___ Provided material ___

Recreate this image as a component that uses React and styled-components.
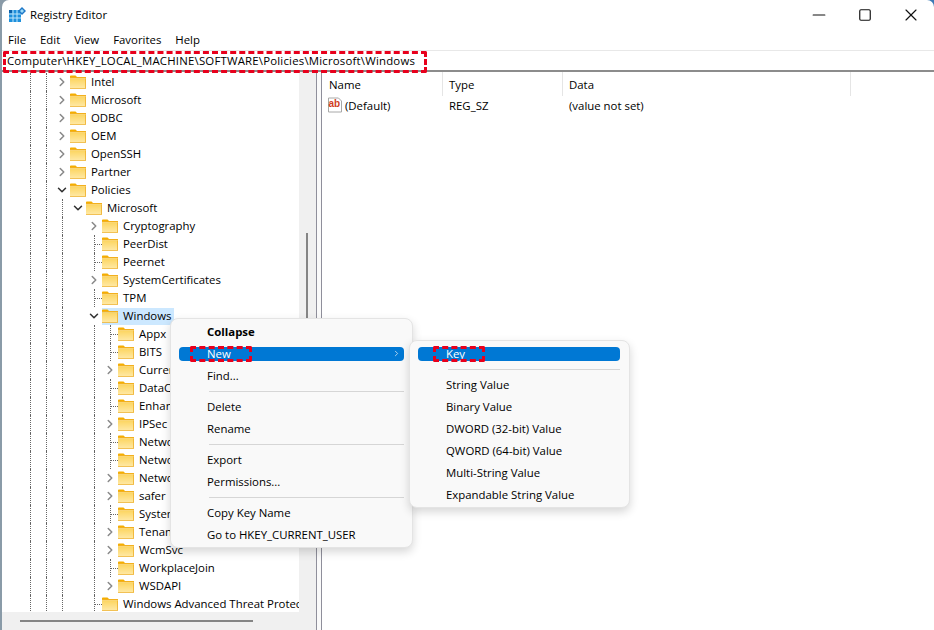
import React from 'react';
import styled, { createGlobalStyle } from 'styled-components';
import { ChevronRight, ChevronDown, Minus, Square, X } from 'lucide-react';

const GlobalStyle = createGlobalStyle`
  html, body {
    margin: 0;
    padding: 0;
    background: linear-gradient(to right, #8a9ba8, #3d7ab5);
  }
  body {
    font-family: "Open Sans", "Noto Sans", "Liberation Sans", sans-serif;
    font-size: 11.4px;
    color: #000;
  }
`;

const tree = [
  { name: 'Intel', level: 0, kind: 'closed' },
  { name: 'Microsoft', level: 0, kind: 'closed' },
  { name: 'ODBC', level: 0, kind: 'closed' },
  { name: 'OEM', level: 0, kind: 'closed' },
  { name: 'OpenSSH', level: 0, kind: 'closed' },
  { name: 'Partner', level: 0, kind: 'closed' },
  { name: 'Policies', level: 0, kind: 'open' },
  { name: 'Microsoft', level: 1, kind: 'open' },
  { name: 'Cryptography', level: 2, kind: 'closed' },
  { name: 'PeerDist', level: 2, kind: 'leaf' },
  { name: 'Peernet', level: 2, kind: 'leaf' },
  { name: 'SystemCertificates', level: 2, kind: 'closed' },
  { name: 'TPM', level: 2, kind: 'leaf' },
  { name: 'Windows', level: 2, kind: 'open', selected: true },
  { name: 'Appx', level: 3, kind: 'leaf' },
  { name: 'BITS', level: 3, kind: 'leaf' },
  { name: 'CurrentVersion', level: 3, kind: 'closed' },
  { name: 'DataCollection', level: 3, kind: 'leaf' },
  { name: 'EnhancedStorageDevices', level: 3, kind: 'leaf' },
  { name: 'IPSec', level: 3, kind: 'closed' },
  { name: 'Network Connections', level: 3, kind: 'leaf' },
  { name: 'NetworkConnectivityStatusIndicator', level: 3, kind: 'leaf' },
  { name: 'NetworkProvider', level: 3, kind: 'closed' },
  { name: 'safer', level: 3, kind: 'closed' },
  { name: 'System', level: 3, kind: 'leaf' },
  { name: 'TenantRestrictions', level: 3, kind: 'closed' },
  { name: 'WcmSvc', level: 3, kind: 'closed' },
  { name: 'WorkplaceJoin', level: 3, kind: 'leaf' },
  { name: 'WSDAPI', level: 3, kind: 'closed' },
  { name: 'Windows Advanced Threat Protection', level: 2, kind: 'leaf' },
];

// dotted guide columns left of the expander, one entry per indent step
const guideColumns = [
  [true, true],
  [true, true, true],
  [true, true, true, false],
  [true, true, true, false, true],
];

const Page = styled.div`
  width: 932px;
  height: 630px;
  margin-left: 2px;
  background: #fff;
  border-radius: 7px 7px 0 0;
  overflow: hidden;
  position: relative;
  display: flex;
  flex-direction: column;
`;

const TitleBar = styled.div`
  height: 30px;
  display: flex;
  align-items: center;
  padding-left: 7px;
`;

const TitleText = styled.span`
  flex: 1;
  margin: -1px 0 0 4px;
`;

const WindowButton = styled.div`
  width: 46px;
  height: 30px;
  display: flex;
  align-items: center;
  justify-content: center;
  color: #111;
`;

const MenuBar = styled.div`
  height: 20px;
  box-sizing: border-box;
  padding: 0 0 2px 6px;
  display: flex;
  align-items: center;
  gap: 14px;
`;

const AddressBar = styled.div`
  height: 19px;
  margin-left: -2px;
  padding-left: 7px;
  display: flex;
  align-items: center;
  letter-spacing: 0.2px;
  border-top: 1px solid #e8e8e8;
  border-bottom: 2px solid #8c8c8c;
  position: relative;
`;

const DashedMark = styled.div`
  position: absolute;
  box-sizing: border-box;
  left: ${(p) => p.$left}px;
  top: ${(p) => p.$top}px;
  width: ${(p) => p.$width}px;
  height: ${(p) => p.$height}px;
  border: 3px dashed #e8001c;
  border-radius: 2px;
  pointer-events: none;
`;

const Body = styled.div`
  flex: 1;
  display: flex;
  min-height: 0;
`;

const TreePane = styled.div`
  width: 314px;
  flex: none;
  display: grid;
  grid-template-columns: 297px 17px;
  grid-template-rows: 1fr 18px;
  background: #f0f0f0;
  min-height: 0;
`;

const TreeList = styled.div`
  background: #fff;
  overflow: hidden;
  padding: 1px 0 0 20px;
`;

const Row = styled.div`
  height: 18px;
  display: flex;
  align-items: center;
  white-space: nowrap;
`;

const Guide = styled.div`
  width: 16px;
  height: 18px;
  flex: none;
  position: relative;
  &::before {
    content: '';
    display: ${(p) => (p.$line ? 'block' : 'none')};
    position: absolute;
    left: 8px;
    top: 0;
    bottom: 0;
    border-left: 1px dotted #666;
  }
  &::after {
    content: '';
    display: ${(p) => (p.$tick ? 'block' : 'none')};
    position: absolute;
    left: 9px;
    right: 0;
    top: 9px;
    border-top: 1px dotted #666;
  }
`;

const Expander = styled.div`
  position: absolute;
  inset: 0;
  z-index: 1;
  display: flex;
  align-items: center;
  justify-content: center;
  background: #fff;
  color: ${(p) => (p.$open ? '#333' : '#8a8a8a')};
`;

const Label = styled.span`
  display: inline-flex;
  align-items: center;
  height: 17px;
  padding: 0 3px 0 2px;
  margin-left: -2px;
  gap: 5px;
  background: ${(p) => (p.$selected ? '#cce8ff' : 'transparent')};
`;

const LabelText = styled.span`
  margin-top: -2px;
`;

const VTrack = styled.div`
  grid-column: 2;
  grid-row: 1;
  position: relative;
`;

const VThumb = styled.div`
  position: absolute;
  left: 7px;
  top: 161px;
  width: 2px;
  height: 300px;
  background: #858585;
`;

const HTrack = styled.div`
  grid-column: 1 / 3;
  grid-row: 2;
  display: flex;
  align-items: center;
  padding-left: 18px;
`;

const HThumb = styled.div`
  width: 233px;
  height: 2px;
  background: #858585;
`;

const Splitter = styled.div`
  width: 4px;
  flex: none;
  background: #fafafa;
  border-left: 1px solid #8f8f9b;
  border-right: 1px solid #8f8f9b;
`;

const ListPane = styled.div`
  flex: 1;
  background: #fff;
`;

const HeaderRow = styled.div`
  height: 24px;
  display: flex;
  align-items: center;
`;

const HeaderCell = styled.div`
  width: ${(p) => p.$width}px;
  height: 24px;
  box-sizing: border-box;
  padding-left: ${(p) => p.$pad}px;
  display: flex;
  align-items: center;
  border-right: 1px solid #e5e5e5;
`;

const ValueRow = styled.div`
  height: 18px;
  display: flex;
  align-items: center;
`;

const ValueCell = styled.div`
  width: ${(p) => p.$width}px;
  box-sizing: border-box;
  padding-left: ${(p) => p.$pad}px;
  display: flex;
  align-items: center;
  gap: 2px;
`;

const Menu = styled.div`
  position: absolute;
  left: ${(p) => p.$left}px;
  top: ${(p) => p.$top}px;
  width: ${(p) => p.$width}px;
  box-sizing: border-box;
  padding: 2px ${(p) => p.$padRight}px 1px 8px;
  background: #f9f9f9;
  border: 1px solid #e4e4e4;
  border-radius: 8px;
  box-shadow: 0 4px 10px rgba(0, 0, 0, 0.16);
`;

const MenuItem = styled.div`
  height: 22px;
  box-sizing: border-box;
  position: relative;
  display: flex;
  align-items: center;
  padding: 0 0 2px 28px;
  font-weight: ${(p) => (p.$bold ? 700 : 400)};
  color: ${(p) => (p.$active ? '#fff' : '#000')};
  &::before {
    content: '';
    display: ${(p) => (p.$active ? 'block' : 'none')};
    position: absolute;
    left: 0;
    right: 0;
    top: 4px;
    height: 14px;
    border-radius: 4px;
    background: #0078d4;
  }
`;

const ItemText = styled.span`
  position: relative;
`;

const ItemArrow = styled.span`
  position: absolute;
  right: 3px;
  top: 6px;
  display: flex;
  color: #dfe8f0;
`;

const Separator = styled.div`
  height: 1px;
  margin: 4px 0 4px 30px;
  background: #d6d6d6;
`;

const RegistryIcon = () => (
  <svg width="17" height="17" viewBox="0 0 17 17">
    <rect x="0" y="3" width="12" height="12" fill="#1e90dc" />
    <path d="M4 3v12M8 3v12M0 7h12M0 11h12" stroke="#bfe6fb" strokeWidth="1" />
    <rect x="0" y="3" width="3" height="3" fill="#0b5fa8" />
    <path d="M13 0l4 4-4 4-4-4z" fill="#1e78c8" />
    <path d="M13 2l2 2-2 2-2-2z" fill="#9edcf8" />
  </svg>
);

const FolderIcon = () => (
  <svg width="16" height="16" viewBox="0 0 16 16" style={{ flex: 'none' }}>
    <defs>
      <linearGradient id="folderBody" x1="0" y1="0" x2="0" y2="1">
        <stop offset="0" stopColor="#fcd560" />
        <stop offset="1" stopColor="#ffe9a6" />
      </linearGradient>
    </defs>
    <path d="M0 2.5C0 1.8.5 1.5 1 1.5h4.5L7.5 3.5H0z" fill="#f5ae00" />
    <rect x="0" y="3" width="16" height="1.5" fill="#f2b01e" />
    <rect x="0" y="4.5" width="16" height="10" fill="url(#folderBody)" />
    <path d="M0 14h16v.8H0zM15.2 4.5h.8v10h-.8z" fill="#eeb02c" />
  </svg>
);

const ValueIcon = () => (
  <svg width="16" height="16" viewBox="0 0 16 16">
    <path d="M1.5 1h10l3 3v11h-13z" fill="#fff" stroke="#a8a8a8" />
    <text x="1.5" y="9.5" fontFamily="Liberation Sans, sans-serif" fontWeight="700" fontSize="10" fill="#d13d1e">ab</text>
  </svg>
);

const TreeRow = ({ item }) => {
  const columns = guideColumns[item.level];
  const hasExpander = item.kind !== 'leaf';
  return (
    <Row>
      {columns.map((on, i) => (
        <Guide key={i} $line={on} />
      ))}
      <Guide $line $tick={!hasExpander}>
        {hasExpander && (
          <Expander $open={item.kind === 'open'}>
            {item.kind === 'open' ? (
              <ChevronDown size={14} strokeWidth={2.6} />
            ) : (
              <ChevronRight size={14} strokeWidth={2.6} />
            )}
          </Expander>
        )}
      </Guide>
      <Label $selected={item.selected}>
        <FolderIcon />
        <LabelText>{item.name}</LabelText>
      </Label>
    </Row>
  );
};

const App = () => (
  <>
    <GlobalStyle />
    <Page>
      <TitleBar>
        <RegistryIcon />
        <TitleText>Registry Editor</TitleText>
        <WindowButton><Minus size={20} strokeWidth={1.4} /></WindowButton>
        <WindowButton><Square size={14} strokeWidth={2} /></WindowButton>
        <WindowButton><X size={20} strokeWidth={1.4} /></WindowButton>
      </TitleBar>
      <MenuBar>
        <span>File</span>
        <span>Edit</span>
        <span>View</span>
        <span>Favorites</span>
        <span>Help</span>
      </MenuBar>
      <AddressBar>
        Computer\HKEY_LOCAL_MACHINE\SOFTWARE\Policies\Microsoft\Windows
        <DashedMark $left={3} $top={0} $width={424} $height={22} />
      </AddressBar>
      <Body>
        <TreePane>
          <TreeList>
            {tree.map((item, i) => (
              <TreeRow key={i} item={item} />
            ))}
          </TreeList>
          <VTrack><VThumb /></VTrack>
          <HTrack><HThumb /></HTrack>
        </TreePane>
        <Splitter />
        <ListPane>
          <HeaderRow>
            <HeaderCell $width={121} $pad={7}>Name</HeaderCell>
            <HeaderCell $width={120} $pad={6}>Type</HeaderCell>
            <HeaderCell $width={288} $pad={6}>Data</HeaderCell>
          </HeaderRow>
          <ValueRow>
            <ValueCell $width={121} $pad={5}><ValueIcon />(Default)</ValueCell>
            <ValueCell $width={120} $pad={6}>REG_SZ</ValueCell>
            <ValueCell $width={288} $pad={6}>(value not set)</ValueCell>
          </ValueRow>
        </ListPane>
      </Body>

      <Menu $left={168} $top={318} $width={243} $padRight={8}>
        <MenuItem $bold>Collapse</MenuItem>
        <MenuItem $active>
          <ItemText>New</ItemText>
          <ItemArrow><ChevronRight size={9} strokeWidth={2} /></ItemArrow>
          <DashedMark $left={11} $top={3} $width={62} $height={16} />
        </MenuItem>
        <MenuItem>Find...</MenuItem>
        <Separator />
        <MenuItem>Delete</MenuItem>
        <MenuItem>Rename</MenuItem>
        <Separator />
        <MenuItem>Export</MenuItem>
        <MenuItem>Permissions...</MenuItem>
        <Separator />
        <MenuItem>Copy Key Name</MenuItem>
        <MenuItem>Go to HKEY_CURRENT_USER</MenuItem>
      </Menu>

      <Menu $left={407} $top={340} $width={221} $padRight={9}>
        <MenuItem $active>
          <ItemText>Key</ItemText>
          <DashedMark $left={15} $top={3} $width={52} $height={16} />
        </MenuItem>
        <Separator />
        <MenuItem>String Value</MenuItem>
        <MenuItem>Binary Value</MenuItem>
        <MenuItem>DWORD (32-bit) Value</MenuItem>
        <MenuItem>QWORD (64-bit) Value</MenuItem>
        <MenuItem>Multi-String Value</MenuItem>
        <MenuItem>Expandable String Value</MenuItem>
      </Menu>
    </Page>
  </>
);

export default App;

___

» Written task: From the listing above, copy every line that includes the word "components".

» Task response:
Recreate this image as a component that uses React and styled-components.
import styled, { createGlobalStyle } from 'styled-components';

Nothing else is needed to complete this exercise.